» Goal: Retype exactly the lines from the line containing "Reproduce this screenshot" through the line containing "string; text: string;", both included, and nothing more; skip the pictures.

>> start

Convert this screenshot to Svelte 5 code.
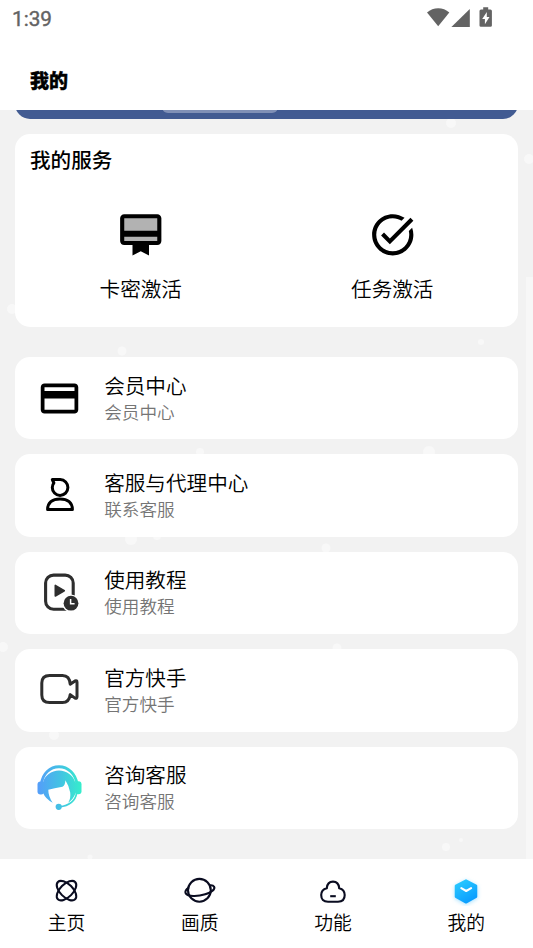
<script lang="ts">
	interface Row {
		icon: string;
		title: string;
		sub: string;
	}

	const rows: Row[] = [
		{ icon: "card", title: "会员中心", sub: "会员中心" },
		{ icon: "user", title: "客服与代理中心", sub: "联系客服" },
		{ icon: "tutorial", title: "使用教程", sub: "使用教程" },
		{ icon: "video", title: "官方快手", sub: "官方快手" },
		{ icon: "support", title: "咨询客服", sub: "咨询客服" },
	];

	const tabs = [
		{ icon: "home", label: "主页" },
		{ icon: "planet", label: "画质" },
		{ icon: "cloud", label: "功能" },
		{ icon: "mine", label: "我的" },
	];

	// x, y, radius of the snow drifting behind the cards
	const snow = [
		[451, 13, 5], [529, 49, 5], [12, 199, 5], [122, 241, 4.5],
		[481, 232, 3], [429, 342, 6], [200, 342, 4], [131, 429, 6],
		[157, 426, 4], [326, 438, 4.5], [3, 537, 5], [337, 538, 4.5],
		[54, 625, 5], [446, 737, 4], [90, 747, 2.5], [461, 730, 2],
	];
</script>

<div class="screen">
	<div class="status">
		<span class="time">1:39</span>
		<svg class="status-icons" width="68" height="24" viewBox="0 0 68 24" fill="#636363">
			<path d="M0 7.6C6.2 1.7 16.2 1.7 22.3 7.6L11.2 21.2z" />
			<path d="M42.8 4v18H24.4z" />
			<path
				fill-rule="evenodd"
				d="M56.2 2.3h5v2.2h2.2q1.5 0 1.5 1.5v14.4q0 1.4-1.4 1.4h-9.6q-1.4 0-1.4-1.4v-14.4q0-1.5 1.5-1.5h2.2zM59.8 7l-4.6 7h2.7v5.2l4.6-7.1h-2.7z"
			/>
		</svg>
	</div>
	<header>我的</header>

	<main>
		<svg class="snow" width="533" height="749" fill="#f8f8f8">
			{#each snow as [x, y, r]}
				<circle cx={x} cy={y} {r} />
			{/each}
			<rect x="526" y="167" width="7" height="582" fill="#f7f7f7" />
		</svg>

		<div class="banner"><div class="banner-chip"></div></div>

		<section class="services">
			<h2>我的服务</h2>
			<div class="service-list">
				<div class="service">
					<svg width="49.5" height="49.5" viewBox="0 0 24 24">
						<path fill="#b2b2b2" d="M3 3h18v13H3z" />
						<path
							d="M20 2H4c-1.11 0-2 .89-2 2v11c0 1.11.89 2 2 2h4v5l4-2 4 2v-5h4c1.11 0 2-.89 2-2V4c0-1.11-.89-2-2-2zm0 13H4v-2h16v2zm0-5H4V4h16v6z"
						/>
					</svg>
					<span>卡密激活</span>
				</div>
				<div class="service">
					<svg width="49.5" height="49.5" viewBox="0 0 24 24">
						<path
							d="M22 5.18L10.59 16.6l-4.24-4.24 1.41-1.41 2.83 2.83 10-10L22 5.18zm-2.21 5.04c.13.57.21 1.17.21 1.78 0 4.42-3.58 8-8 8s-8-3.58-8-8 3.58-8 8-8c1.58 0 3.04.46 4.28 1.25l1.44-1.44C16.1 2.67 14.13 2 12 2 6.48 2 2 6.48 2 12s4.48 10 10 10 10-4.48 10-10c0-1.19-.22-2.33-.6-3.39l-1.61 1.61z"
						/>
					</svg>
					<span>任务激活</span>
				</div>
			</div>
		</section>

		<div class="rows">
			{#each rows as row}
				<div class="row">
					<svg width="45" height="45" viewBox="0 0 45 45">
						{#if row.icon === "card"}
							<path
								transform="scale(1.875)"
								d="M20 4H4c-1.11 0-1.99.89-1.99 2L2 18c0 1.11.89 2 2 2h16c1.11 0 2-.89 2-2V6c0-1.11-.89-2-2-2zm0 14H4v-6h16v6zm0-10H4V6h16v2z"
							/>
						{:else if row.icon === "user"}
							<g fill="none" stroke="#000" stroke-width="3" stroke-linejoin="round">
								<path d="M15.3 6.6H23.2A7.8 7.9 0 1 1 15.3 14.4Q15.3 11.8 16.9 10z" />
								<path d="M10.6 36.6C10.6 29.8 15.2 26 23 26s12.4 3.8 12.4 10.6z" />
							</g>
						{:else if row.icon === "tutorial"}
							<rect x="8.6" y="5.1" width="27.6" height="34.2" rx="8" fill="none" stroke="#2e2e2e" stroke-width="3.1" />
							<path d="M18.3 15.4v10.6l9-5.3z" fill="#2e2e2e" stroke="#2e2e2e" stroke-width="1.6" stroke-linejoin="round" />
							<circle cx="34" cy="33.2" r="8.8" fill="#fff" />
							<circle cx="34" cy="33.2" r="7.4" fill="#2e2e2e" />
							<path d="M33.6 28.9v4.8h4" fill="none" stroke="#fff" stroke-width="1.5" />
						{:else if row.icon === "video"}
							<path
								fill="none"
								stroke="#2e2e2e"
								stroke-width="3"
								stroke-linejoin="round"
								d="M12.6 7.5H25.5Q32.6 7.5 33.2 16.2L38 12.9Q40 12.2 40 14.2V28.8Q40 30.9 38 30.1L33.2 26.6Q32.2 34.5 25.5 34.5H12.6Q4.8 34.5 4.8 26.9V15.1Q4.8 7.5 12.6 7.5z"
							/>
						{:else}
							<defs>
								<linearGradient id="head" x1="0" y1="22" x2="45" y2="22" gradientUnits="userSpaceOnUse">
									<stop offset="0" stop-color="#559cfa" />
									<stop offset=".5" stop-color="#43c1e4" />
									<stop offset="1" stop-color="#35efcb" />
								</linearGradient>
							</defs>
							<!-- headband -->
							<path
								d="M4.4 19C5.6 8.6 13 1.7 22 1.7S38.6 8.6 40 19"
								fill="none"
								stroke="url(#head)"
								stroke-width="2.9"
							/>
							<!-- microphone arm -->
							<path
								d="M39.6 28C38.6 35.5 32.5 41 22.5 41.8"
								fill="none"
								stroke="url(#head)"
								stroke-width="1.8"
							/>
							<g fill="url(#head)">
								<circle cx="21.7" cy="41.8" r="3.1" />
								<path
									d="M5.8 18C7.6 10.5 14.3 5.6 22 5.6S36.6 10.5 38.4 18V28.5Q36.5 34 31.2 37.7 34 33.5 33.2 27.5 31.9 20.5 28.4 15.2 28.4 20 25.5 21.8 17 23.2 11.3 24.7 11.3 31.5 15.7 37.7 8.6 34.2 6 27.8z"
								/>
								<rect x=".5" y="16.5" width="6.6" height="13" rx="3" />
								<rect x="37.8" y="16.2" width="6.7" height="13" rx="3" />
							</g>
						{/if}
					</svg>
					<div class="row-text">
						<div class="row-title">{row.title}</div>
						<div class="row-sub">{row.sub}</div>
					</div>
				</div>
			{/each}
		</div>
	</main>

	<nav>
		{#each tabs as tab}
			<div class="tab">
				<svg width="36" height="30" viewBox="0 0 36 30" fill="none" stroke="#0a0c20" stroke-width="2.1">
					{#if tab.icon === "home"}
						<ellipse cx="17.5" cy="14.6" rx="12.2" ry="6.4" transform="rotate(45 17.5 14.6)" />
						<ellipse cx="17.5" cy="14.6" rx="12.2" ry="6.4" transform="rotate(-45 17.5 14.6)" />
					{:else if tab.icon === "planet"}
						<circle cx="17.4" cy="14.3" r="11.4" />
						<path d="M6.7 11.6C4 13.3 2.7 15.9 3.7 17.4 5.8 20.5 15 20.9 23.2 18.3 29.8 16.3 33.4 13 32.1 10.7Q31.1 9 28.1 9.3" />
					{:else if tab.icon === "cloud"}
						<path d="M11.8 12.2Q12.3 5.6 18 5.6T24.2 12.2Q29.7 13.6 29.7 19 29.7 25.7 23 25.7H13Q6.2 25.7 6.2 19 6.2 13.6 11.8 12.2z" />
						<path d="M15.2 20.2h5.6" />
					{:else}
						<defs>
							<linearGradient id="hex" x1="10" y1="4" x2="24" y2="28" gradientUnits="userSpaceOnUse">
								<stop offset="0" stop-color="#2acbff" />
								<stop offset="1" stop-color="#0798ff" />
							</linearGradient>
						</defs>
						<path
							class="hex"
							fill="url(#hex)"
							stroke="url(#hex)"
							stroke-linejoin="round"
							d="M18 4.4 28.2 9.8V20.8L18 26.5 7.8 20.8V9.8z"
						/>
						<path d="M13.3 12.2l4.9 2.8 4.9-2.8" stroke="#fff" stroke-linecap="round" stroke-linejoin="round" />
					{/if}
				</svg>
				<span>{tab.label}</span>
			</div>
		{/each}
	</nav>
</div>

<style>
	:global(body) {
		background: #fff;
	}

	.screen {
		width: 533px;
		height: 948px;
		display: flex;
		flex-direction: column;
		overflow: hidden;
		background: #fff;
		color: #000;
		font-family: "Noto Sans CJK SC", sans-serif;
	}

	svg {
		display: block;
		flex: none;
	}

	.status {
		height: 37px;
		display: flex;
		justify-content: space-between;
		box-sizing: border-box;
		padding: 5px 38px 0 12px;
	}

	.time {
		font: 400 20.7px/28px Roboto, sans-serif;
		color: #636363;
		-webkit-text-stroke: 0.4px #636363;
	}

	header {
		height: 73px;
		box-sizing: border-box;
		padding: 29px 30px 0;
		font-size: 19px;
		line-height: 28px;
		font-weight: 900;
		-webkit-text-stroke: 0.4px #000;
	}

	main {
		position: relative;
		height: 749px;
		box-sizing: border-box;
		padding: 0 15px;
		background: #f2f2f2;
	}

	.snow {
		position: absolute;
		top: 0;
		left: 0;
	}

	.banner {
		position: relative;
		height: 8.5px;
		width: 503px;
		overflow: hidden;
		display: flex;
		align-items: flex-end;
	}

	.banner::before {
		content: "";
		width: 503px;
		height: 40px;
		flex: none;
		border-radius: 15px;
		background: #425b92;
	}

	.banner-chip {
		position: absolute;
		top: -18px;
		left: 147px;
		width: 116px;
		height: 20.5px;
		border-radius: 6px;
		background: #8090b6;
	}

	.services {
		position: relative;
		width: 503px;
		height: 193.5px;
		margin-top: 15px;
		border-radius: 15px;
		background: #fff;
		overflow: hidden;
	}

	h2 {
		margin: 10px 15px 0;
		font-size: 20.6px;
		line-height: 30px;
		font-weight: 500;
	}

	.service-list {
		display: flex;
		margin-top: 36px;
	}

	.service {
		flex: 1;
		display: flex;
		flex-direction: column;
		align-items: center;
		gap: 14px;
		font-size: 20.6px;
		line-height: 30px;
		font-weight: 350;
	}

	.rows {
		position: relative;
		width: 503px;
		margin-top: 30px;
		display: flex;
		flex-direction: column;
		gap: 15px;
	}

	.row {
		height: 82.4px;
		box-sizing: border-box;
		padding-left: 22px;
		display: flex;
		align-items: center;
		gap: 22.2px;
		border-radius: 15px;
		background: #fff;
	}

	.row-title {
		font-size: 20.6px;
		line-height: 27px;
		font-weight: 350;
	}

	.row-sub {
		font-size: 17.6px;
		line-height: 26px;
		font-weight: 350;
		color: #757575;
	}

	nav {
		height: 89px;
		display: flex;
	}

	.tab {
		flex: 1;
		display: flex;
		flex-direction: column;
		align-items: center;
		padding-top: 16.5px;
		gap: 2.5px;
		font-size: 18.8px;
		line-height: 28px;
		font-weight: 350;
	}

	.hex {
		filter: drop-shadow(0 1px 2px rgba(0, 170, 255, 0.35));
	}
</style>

>> end
>> start

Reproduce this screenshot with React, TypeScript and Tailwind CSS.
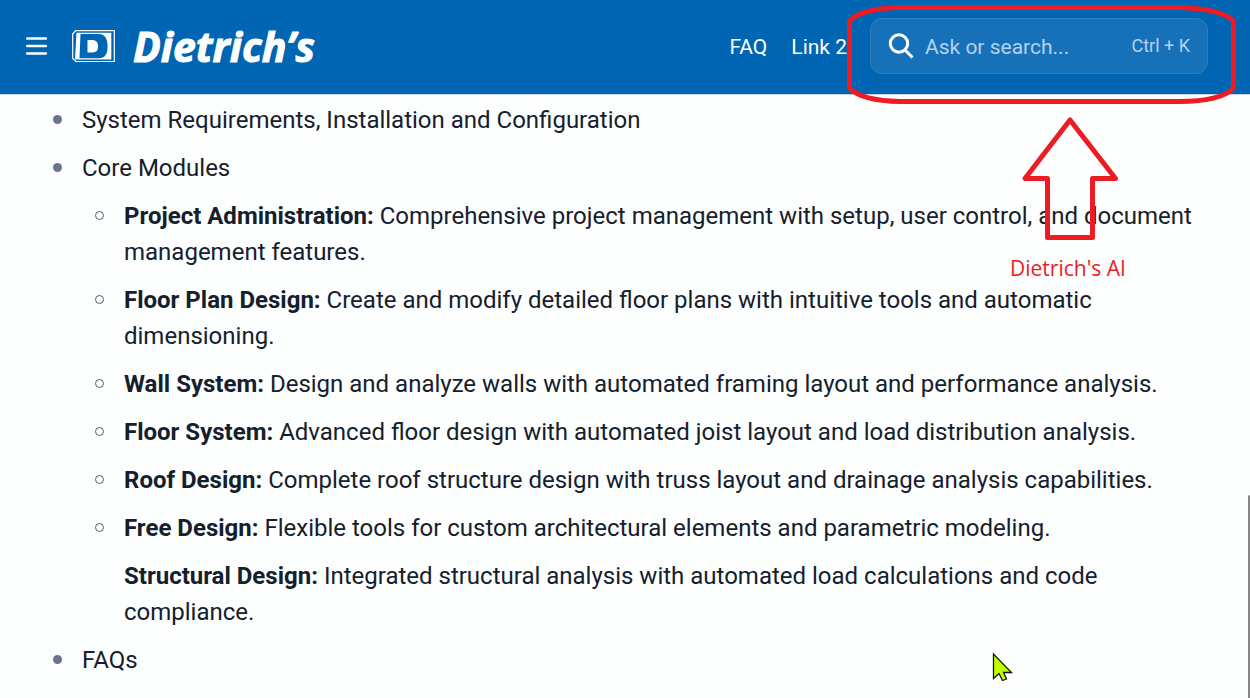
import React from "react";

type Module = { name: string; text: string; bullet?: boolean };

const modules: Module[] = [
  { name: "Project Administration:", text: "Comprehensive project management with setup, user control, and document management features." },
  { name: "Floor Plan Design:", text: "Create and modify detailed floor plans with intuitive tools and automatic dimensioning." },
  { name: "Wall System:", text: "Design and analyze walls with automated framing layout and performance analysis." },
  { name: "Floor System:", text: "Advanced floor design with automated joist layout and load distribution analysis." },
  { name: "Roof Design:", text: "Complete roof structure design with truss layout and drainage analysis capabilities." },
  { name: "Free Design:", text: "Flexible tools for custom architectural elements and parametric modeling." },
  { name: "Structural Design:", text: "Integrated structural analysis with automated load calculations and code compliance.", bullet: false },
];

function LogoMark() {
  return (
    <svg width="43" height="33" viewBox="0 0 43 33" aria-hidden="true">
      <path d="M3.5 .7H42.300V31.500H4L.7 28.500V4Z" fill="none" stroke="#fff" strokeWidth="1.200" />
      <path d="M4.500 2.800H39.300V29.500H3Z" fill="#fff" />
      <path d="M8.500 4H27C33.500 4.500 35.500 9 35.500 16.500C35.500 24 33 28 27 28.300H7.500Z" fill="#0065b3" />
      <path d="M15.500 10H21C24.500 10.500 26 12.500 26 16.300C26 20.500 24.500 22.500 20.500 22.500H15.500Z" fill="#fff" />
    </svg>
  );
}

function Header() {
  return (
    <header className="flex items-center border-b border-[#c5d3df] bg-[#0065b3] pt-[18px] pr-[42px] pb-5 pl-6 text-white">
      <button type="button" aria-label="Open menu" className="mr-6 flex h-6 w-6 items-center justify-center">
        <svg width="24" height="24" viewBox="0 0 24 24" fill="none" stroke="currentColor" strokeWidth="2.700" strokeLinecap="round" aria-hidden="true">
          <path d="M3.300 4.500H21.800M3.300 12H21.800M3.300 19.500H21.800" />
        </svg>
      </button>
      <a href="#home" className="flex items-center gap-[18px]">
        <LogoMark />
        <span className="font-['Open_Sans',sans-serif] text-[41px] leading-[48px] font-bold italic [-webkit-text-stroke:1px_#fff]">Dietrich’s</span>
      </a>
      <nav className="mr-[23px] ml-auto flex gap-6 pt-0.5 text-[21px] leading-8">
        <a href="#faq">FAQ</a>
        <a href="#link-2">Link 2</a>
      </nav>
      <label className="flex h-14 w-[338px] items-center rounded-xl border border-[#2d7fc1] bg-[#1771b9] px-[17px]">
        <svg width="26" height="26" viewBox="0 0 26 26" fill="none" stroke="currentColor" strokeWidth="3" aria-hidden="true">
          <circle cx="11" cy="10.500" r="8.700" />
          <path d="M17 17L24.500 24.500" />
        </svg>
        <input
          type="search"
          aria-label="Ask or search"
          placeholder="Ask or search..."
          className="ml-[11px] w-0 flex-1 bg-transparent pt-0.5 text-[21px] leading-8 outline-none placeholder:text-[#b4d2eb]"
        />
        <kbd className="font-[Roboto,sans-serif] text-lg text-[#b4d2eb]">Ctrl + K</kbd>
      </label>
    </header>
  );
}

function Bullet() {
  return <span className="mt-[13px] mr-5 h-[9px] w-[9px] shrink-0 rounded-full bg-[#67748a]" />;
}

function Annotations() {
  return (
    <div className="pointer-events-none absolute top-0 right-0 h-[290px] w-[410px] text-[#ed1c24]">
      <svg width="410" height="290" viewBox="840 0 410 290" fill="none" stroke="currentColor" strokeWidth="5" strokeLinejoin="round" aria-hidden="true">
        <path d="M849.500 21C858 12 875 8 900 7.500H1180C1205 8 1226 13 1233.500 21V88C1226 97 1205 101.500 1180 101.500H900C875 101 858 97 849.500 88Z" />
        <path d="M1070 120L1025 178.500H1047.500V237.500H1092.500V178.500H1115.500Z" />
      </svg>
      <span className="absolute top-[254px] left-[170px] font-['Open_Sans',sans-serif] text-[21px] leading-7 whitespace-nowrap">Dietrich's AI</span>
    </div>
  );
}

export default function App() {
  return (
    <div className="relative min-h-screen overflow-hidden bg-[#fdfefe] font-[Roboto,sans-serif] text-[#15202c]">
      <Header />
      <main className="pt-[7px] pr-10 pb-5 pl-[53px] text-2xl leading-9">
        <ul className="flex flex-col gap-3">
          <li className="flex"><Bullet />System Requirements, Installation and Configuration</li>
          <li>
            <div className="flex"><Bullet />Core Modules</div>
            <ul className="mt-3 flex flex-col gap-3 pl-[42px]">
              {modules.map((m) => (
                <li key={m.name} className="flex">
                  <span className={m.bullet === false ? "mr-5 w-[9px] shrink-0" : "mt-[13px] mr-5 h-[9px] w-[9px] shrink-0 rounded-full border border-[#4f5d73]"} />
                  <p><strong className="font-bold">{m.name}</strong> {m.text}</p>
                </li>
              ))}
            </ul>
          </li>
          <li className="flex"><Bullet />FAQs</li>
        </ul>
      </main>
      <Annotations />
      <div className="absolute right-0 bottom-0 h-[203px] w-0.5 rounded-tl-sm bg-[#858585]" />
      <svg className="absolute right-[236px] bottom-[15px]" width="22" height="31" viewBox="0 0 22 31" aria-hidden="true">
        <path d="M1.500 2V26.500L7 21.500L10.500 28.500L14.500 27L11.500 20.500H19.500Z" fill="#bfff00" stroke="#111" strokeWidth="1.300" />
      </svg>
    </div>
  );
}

>> end

» Solution for this task:
Reproduce this screenshot with React, TypeScript and Tailwind CSS.
import React from "react";

type Module = { name: string; text: string; bullet?: boolean };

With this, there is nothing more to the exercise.